> _WHAT YOU NEED TO DO_
Copy word for word the lines in the records below, starting at the line with "Clone this screenshot" and ending at the line with "import React from". Skip the pictures.

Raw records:
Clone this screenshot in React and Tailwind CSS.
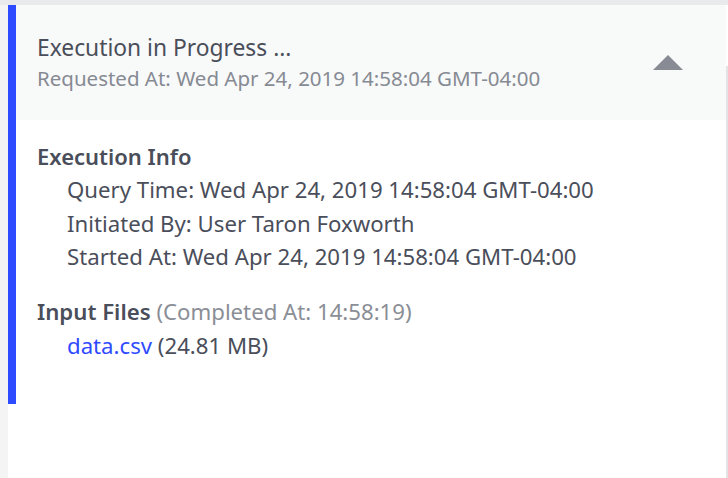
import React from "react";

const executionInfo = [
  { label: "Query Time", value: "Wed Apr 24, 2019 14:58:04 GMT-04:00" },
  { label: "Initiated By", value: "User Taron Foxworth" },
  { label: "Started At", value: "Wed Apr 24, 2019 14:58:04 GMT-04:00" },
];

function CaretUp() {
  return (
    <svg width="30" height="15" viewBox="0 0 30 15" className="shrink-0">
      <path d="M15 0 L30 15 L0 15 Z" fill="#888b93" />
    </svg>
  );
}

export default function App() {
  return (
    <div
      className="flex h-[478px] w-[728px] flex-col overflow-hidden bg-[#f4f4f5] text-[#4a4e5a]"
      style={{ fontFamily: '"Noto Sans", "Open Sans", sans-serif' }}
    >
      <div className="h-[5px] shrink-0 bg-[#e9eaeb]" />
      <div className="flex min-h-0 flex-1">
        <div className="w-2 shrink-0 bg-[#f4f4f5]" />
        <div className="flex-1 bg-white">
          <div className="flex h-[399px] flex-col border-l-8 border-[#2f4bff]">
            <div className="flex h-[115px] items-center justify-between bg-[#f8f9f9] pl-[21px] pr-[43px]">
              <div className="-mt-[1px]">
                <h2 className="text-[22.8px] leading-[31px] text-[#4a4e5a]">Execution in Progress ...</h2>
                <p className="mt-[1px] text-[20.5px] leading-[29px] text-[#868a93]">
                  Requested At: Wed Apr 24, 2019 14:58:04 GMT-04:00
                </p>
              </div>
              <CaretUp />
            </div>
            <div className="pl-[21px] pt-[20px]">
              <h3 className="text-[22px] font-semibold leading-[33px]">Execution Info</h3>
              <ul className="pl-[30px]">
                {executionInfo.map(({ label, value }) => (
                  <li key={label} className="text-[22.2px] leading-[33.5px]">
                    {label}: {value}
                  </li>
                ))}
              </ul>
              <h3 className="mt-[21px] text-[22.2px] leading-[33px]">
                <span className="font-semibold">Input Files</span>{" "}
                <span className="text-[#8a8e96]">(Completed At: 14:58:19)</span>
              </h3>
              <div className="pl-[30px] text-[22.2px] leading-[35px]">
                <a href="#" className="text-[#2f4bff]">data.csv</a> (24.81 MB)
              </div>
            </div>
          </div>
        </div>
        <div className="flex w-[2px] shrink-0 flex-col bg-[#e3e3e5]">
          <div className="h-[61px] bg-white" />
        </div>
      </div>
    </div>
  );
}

...

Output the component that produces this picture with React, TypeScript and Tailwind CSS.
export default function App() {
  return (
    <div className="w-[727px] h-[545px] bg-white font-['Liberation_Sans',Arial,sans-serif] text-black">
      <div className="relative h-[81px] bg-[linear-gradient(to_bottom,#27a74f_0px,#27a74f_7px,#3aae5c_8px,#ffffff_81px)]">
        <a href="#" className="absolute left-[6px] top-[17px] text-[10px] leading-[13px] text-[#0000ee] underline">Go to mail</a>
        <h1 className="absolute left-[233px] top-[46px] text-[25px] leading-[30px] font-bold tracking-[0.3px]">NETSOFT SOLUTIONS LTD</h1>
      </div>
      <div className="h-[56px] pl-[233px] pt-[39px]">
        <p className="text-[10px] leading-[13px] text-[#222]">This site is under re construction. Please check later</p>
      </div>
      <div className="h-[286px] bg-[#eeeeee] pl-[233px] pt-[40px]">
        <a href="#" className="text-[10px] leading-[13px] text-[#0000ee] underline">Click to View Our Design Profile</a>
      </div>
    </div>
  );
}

> _RESULT OF THIS TASK_
Clone this screenshot in React and Tailwind CSS.
import React from "react";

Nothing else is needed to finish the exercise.